In 2023, the U.S. Securities and Exchange Commission (SEC) initiated lawsuits against the world’s three largest crypto exchanges – Binance, Coinbase, and Kraken – marking the beginning of a stringent regulatory era for the previously unrestrained crypto industry.

Key Takeaways

  • The SEC has accused Binance, Coinbase, and Kraken of operating unregistered exchanges and other violations.
  • The lawsuits have significant implications for the future of the crypto industry.
  • Market reactions have been mixed, with some cryptocurrencies experiencing sell-offs.

SEC vs.

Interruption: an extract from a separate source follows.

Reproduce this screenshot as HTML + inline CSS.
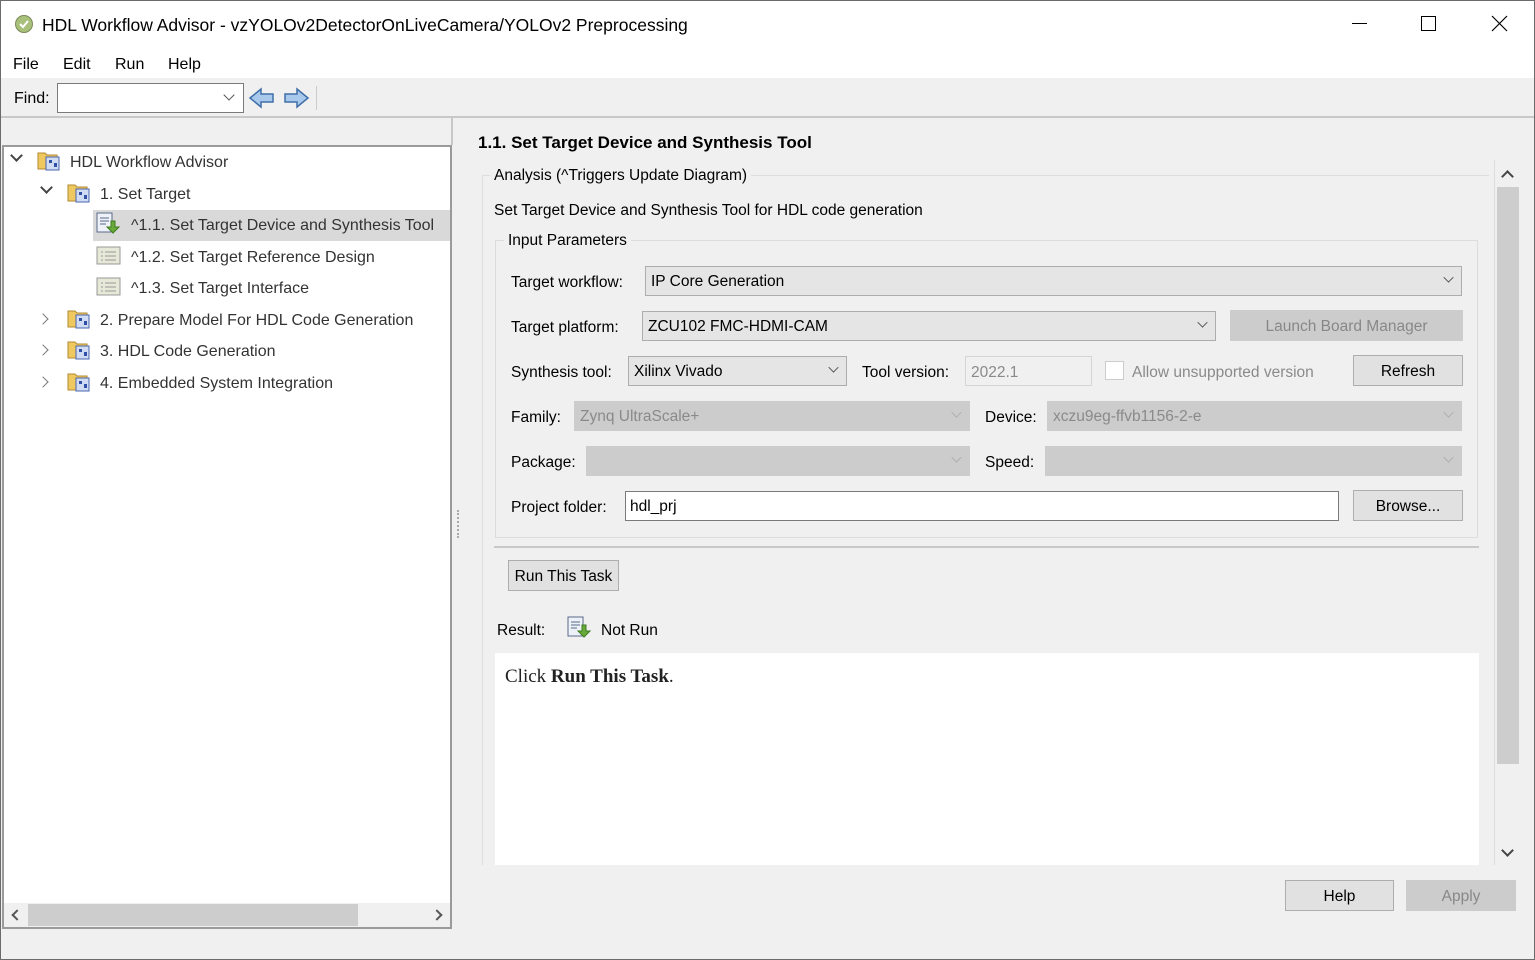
<!DOCTYPE html>
<html><head><meta charset="utf-8">
<style>
*{box-sizing:border-box;margin:0;padding:0}
body{width:1535px;height:960px;overflow:hidden;background:#f0f0f0;font-family:"Liberation Sans",sans-serif;font-size:15.5px;color:#000;position:relative}
.a{position:absolute;white-space:nowrap}
.combo{position:absolute;border:1px solid #adadad;background:#e5e5e5;padding-left:5px;line-height:29px;height:30px}
.combo.dis{background:#ccc;border-color:#ccc;color:#8a8a8a}
.chev{position:absolute;right:8px;width:9px;height:9px;border-right:1.5px solid #444;border-bottom:1.5px solid #444;transform:rotate(45deg) scale(.8);top:6px}
.dis .chev{border-color:#aaa}
.btn{position:absolute;border:1px solid #adadad;background:#e1e1e1;text-align:center;line-height:31px;height:31px}
.btn.dis{background:#ccc;border-color:#ccc;color:#888}
.tree{font-size:16px;color:#333}
.fold{position:absolute;width:24px;height:22px}
</style></head><body>
<div class="a" style="left:0;top:0;width:1535px;height:960px;border:1px solid #6b6b6b;"></div>
<div class="a" style="left:1px;top:1px;width:1533px;height:46px;background:#fff"></div>
<svg class="a" style="left:14px;top:14px" width="20" height="20"><circle cx="10" cy="10" r="8.5" fill="#a8c07a" stroke="#7a8a5a"/><path d="M6 10l3 3 5-6" stroke="#fff" stroke-width="2" fill="none"/></svg>
<div class="a" style="left:42px;top:15px;font-size:17.5px">HDL Workflow Advisor - vzYOLOv2DetectorOnLiveCamera/YOLOv2 Preprocessing</div>
<div class="a" style="left:1352px;top:23px;width:15px;height:1px;background:#000"></div>
<div class="a" style="left:1421px;top:16px;width:15px;height:15px;border:1px solid #000"></div>
<svg class="a" style="left:1491px;top:15px" width="17" height="17"><path d="M1 1L16 16M16 1L1 16" stroke="#000" stroke-width="1.2"/></svg>
<div class="a" style="left:1px;top:47px;width:1533px;height:31px;background:#fff"></div>
<div class="a" style="left:13px;top:56px;font-size:16px">File</div>
<div class="a" style="left:63px;top:56px;font-size:16px">Edit</div>
<div class="a" style="left:115px;top:56px;font-size:16px">Run</div>
<div class="a" style="left:168px;top:56px;font-size:16px">Help</div>
<div class="a" style="left:14px;top:90px;font-size:16px">Find:</div>
<div class="a" style="left:57px;top:83px;width:187px;height:30px;background:#fff;border:1px solid #7a7a7a"></div>
<div class="a" style="left:225px;top:91px;width:8px;height:8px;border-right:1.5px solid #555;border-bottom:1.5px solid #555;transform:rotate(45deg)"></div>
<svg class="a" style="left:248px;top:86px" width="28" height="24"><path d="M2 12L13 3v5h12v8H13v5z" fill="#a9c9ec" stroke="#3f6fa8" stroke-width="1.5"/></svg>
<svg class="a" style="left:282px;top:86px" width="28" height="24"><path d="M26 12L15 3v5H3v8h12v5z" fill="#a9c9ec" stroke="#3f6fa8" stroke-width="1.5"/></svg>
<div class="a" style="left:316px;top:86px;width:1px;height:24px;background:#ccc"></div>
<div class="a" style="left:1px;top:116px;width:1533px;height:2px;background:#c8c8c8"></div>
<div class="a" style="left:2px;top:145px;width:450px;height:784px;border:2px solid #9a9a9a;background:#fff"></div>
<div class="a" style="left:451px;top:118px;width:2px;height:27px;background:#c8c8c8"></div>
<div class="a" style="left:93px;top:210px;width:357px;height:31px;background:#d9d9d9"></div>
<div class="tree">
<div class="a" style="left:12px;top:151px;width:9px;height:9px;border-right:2px solid #444;border-bottom:2px solid #444;transform:rotate(45deg)"></div>
<div class="a" style="left:42px;top:183px;width:9px;height:9px;border-right:2px solid #444;border-bottom:2px solid #444;transform:rotate(45deg)"></div>
<svg class="fold" style="left:37px;top:149px"><path d="M1 4h7l2 2h10v14H1z" fill="#f0c860" stroke="#b08a30"/><rect x="9" y="8" width="13" height="13" fill="#d0dcf4" stroke="#4a64b0"/><rect x="12" y="11" width="3" height="3" fill="#3050a8"/><rect x="17" y="14" width="3" height="4" fill="#3050a8"/></svg>
<div class="a" style="left:70px;top:154px">HDL Workflow Advisor</div>
<svg class="fold" style="left:67px;top:181px"><path d="M1 4h7l2 2h10v14H1z" fill="#f0c860" stroke="#b08a30"/><rect x="9" y="8" width="13" height="13" fill="#d0dcf4" stroke="#4a64b0"/><rect x="12" y="11" width="3" height="3" fill="#3050a8"/><rect x="17" y="14" width="3" height="4" fill="#3050a8"/></svg>
<div class="a" style="left:100px;top:186px">1. Set Target</div>
<svg class="a" style="left:96px;top:212px" width="26" height="24"><rect x="1" y="1" width="15" height="19" fill="#eef2f8" stroke="#5a6a8a"/><path d="M4 6h9M4 9h9M4 12h6" stroke="#5a6a8a"/><path d="M15 9v6h-4l6 6 6-6h-4V9z" fill="#6aaa3a" stroke="#3d7a1f"/></svg>
<div class="a" style="left:131px;top:217px">^1.1. Set Target Device and Synthesis Tool</div>
<svg class="a" style="left:96px;top:246px" width="26" height="20"><rect x="1" y="1" width="23" height="17" fill="#e6e8d8" stroke="#999"/><path d="M5 6h2M9 6h11M5 10h2M9 10h11M5 14h2M9 14h11" stroke="#999"/></svg>
<div class="a" style="left:131px;top:249px">^1.2. Set Target Reference Design</div>
<svg class="a" style="left:96px;top:277px" width="26" height="20"><rect x="1" y="1" width="23" height="17" fill="#e6e8d8" stroke="#999"/><path d="M5 6h2M9 6h11M5 10h2M9 10h11M5 14h2M9 14h11" stroke="#999"/></svg>
<div class="a" style="left:131px;top:280px">^1.3. Set Target Interface</div>
<div class="a" style="left:39px;top:315px;width:8px;height:8px;border-right:1.5px solid #777;border-bottom:1.5px solid #777;transform:rotate(-45deg)"></div>
<div class="a" style="left:39px;top:346px;width:8px;height:8px;border-right:1.5px solid #777;border-bottom:1.5px solid #777;transform:rotate(-45deg)"></div>
<div class="a" style="left:39px;top:378px;width:8px;height:8px;border-right:1.5px solid #777;border-bottom:1.5px solid #777;transform:rotate(-45deg)"></div>
<svg class="fold" style="left:67px;top:307px"><path d="M1 4h7l2 2h10v14H1z" fill="#f0c860" stroke="#b08a30"/><rect x="9" y="8" width="13" height="13" fill="#d0dcf4" stroke="#4a64b0"/><rect x="12" y="11" width="3" height="3" fill="#3050a8"/><rect x="17" y="14" width="3" height="4" fill="#3050a8"/></svg>
<div class="a" style="left:100px;top:312px">2. Prepare Model For HDL Code Generation</div>
<svg class="fold" style="left:67px;top:338px"><path d="M1 4h7l2 2h10v14H1z" fill="#f0c860" stroke="#b08a30"/><rect x="9" y="8" width="13" height="13" fill="#d0dcf4" stroke="#4a64b0"/><rect x="12" y="11" width="3" height="3" fill="#3050a8"/><rect x="17" y="14" width="3" height="4" fill="#3050a8"/></svg>
<div class="a" style="left:100px;top:343px">3. HDL Code Generation</div>
<svg class="fold" style="left:67px;top:370px"><path d="M1 4h7l2 2h10v14H1z" fill="#f0c860" stroke="#b08a30"/><rect x="9" y="8" width="13" height="13" fill="#d0dcf4" stroke="#4a64b0"/><rect x="12" y="11" width="3" height="3" fill="#3050a8"/><rect x="17" y="14" width="3" height="4" fill="#3050a8"/></svg>
<div class="a" style="left:100px;top:375px">4. Embedded System Integration</div>
</div>
<div class="a" style="left:4px;top:903px;width:446px;height:24px;background:#f0f0f0"></div>
<div class="a" style="left:28px;top:904px;width:330px;height:22px;background:#cdcdcd"></div>
<div class="a" style="left:13px;top:911px;width:8px;height:8px;border-left:2px solid #555;border-bottom:2px solid #555;transform:rotate(45deg)"></div>
<div class="a" style="left:433px;top:911px;width:8px;height:8px;border-right:2px solid #555;border-top:2px solid #555;transform:rotate(45deg)"></div>
<div class="a" style="left:457px;top:510px;width:2px;height:28px;border-left:2px dotted #aaa"></div>
<div class="a" style="left:478px;top:133px;font-size:17px;font-weight:bold">1.1. Set Target Device and Synthesis Tool</div>
<div class="a" style="left:482px;top:175px;width:1007px;height:690px;border-left:1px solid #ddd;border-top:1px solid #ddd"></div>
<div class="a" style="left:490px;top:167px;background:#f0f0f0;padding:0 4px">Analysis (^Triggers Update Diagram)</div>
<div class="a" style="left:494px;top:202px">Set Target Device and Synthesis Tool for HDL code generation</div>
<div class="a" style="left:495px;top:240px;width:983px;height:298px;border:1px solid #dcdcdc"></div>
<div class="a" style="left:504px;top:232px;background:#f0f0f0;padding:0 4px">Input Parameters</div>
<div class="a" style="left:511px;top:274px">Target workflow:</div>
<div class="combo" style="left:645px;top:266px;width:817px">IP Core Generation<div class="chev"></div></div>
<div class="a" style="left:511px;top:319px">Target platform:</div>
<div class="combo" style="left:642px;top:311px;width:574px">ZCU102 FMC-HDMI-CAM<div class="chev"></div></div>
<div class="btn dis" style="left:1230px;top:310px;width:233px">Launch Board Manager</div>
<div class="a" style="left:511px;top:364px">Synthesis tool:</div>
<div class="combo" style="left:628px;top:356px;width:219px">Xilinx Vivado<div class="chev"></div></div>
<div class="a" style="left:862px;top:364px">Tool version:</div>
<div class="a" style="left:965px;top:356px;width:127px;height:30px;border:1px solid #d5d5d5;background:#f0f0f0;color:#8a8a8a;padding-left:5px;line-height:31px">2022.1</div>
<div class="a" style="left:1105px;top:361px;width:19px;height:19px;border:1px solid #ccc;background:#fff"></div>
<div class="a" style="left:1132px;top:364px;color:#8a8a8a">Allow unsupported version</div>
<div class="btn" style="left:1353px;top:355px;width:110px">Refresh</div>
<div class="a" style="left:511px;top:409px">Family:</div>
<div class="combo dis" style="left:574px;top:401px;width:396px">Zynq UltraScale+<div class="chev"></div></div>
<div class="a" style="left:985px;top:409px">Device:</div>
<div class="combo dis" style="left:1047px;top:401px;width:415px">xczu9eg-ffvb1156-2-e<div class="chev"></div></div>
<div class="a" style="left:511px;top:454px">Package:</div>
<div class="combo dis" style="left:586px;top:446px;width:384px"><div class="chev"></div></div>
<div class="a" style="left:985px;top:454px">Speed:</div>
<div class="combo dis" style="left:1045px;top:446px;width:417px"><div class="chev"></div></div>
<div class="a" style="left:511px;top:499px">Project folder:</div>
<div class="a" style="left:625px;top:491px;width:714px;height:30px;border:1px solid #7a7a7a;background:#fff;padding-left:4px;line-height:30px">hdl_prj</div>
<div class="btn" style="left:1353px;top:490px;width:110px">Browse...</div>
<div class="a" style="left:494px;top:546px;width:985px;height:2px;background:#c8c8c8"></div>
<div class="btn" style="left:508px;top:560px;width:111px">Run This Task</div>
<div class="a" style="left:497px;top:622px">Result:</div>
<svg class="a" style="left:567px;top:616px" width="26" height="26"><rect x="1" y="1" width="15" height="19" fill="#eef2f8" stroke="#5a6a8a"/><path d="M4 6h9M4 9h9M4 12h6" stroke="#5a6a8a"/><path d="M15 9v6h-4l6 6 6-6h-4V9z" fill="#6aaa3a" stroke="#3d7a1f"/></svg>
<div class="a" style="left:601px;top:622px">Not Run</div>
<div class="a" style="left:495px;top:653px;width:984px;height:212px;background:#fff"></div>
<div class="a" style="left:505px;top:666px;font-family:'Liberation Serif',serif;font-size:19px;color:#222">Click <b>Run This Task</b>.</div>
<div class="a" style="left:1494px;top:160px;width:1px;height:705px;background:#ddd"></div>
<div class="a" style="left:1503px;top:172px;width:9px;height:9px;border-left:2px solid #444;border-top:2px solid #444;transform:rotate(45deg)"></div>
<div class="a" style="left:1497px;top:187px;width:22px;height:577px;background:#cdcdcd"></div>
<div class="a" style="left:1503px;top:846px;width:9px;height:9px;border-right:2px solid #444;border-bottom:2px solid #444;transform:rotate(45deg)"></div>
<div class="btn" style="left:1285px;top:880px;width:109px">Help</div>
<div class="btn dis" style="left:1406px;top:880px;width:110px">Apply</div>
</body></html>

Binance: Accusations and Developments

On June 5, 2023, the SEC filed a lawsuit against Binance, accusing the exchange of several violations, including:

  • Running an unregistered exchange and allowing U.S. investors to trade cryptocurrencies.
  • Selling Binance-owned cryptos BNB and BUSD stablecoin.
  • Offering staking and profit-generating programs like BNB Vault and Simple Earn.
  • Misrepresenting investor protection controls on the Binance.US platform.
  • Using customer funds for its own interests.

The SEC’s allegations against Binance are severe, drawing parallels to the now-defunct FTX exchange. As of late November 2023, the lawsuit remains unresolved, with Binance filing a motion to dismiss the case. The exchange has also agreed to pay $4.3 billion in fines to settle charges from other U.S. regulatory bodies, leading to the resignation of its CEO, Changpeng Zhao.

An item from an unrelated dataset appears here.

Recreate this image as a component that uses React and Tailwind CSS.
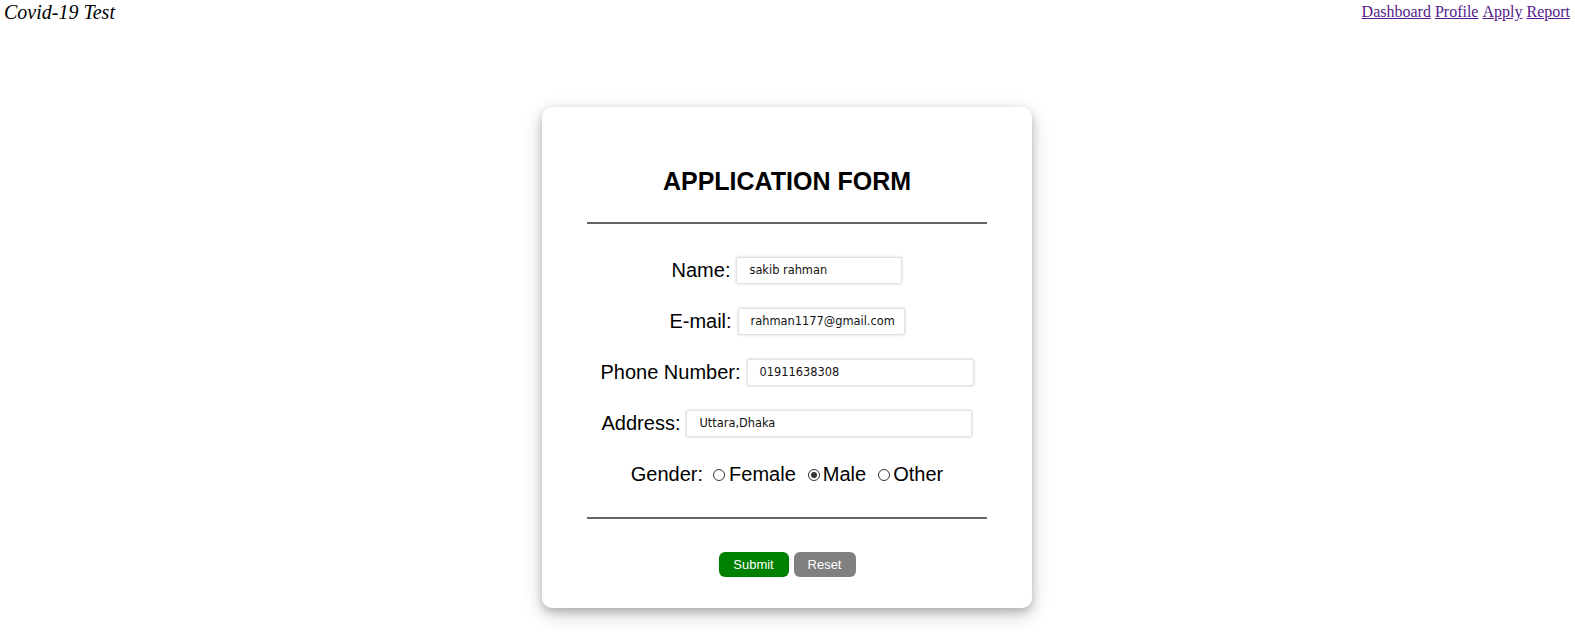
const rows = [
  { label: 'Name:', value: 'sakib rahman', width: 'w-[166px]' },
  { label: 'E-mail:', value: 'rahman1177@gmail.com', width: 'w-[167px]' },
  { label: 'Phone Number:', value: '01911638308', width: 'w-[227px]' },
  { label: 'Address:', value: 'Uttara,Dhaka', width: 'w-[286px]' },
]

const Radio = ({ checked }) => (
  <span className="w-[12px] h-[12px] rounded-full border border-[#333] flex items-center justify-center bg-white">
    {checked && <span className="w-[6px] h-[6px] rounded-full bg-[#333]" />}
  </span>
)

const Field = ({ label, value, width }) => (
  <div className="flex items-center justify-center gap-[6px] h-[27px]">
    <span className="text-[20px] leading-[23px] text-black">{label}</span>
    <div
      className={`${width} h-[27px] border border-[#e2e2e2] rounded-[2px] shadow-[0_0_3px_#d4d4d4] flex items-center pl-[12px] overflow-hidden whitespace-nowrap font-['DejaVu_Sans',sans-serif] text-[11.4px] text-[#111]`}
    >
      {value}
    </div>
  </div>
)

export default function App() {
  return (
    <div className="min-h-[640px] bg-white font-['Liberation_Sans',Arial,sans-serif]">
      <div className="flex justify-between items-start px-[4px] pt-[1px] font-['Liberation_Serif',serif]">
        <span className="italic text-[20px] leading-[23px]">Covid-19 Test</span>
        <nav className="text-[16px] leading-[19px] pt-[1px] pr-[1px] flex gap-[4px]">
          <a href="#" className="text-[#551a8b] underline">Dashboard</a>
          <a href="#" className="text-[#551a8b] underline">Profile</a>
          <a href="#" className="text-[#551a8b] underline">Apply</a>
          <a href="#" className="text-[#551a8b] underline">Report</a>
        </nav>
      </div>

      <div className="flex justify-center mt-[83px]">
        <div className="w-[490px] bg-white rounded-[10px] shadow-[0_4px_8px_0_rgba(0,0,0,0.2),0_6px_20px_0_rgba(0,0,0,0.19)] px-[45px] pt-[60px] pb-[31px] ml-[-1px]">
          <h1 className="text-center font-bold text-[25px] leading-[28px] text-black">
            APPLICATION FORM
          </h1>
          <div className="mt-[27px] h-[2px] bg-[#666]" />

          <div className="mt-[33px] flex flex-col gap-[24px]">
            {rows.map((r) => (
              <Field key={r.label} {...r} />
            ))}
            <div className="flex items-center justify-center h-[27px] text-[20px] leading-[23px] text-black">
              <span>Gender:</span>
              <span className="flex items-center ml-[10px] gap-[4px]">
                <Radio />
                <span>Female</span>
              </span>
              <span className="flex items-center ml-[12px] gap-[3px]">
                <Radio checked />
                <span>Male</span>
              </span>
              <span className="flex items-center ml-[12px] gap-[3px]">
                <Radio />
                <span>Other</span>
              </span>
            </div>
          </div>

          <div className="mt-[29px] h-[2px] bg-[#666]" />

          <div className="mt-[33px] flex justify-center gap-[5px]">
            <button className="w-[70px] h-[25px] rounded-[6px] bg-[#008000] text-white text-[13px]">
              Submit
            </button>
            <button className="w-[62px] h-[25px] rounded-[6px] bg-[#808080] text-white text-[13px]">
              Reset
            </button>
          </div>
        </div>
      </div>
    </div>
  )
}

SEC vs. Kraken: Commingling Complaints

On November 20, 2023, the SEC filed a complaint against Kraken, accusing it of operating as an unregistered securities exchange, broker, dealer, and clearing agency. The SEC also alleged that Kraken commingled customer funds for operating expenses, a significant risk identified by an auditor. Kraken has denied the charges and intends to defend itself in court.

SEC vs. Coinbase: Compliance Issues

A day after the Binance lawsuit, the SEC charged Coinbase with operating as an unregistered securities exchange, broker, and clearing agency. The SEC criticized Coinbase’s staking-as-a-service program and its marketing campaigns that positioned the exchange as compliant. Coinbase has responded by attempting to register parts of its business and seeking clarity on which cryptocurrencies the SEC considers securities.

Market Reactions to SEC Lawsuits

The cryptocurrency market has shown resilience despite the SEC’s actions. While top coins like Bitcoin (BTC) and Ether (ETH) quickly rebounded from initial sell-offs, other cryptocurrencies named as securities by the SEC, such as BNB, ADA, SOL, MATIC, and ATOM, faced selling pressure. Notably, users withdrew over $3 billion from Binance within 24 hours of the lawsuit announcement.

Future of the Crypto Industry

The crypto industry is bracing for more stringent regulations. Experts suggest that U.S. centralized exchanges may limit their offerings to Bitcoin and Ether, while international exchanges could list tokens not available in the U.S. There is also a push within the industry for cryptocurrencies to be regulated by the Commodity Futures Trading Commission (CFTC) rather than the SEC.

Understanding the SEC’s Role

The SEC, established in 1934, aims to protect investors by ensuring that companies provide truthful information and comply with regulations. The recent lawsuits against Binance, Coinbase, and Kraken highlight the SEC’s intent to regulate the crypto industry similarly to the stock market.

Conclusion: Inevitable Crypto Regulations

Cryptocurrency regulation appears inevitable, but there is hope that the U.S. will offer a fair regulatory environment. With clearer regulations, crypto exchanges are expected to become stronger and safer, benefiting the industry as a whole.

What Are Binance, Coinbase, and Kraken?

  • Binance: The world’s largest crypto exchange, founded by Changpeng Zhao, with its own cryptocurrency, BNB.
  • Coinbase: A leading U.S. crypto exchange, founded by Brian Armstrong, known for its compliance efforts.
  • Kraken: One of the oldest crypto exchanges, offering a wide range of cryptocurrencies and fiat transactions.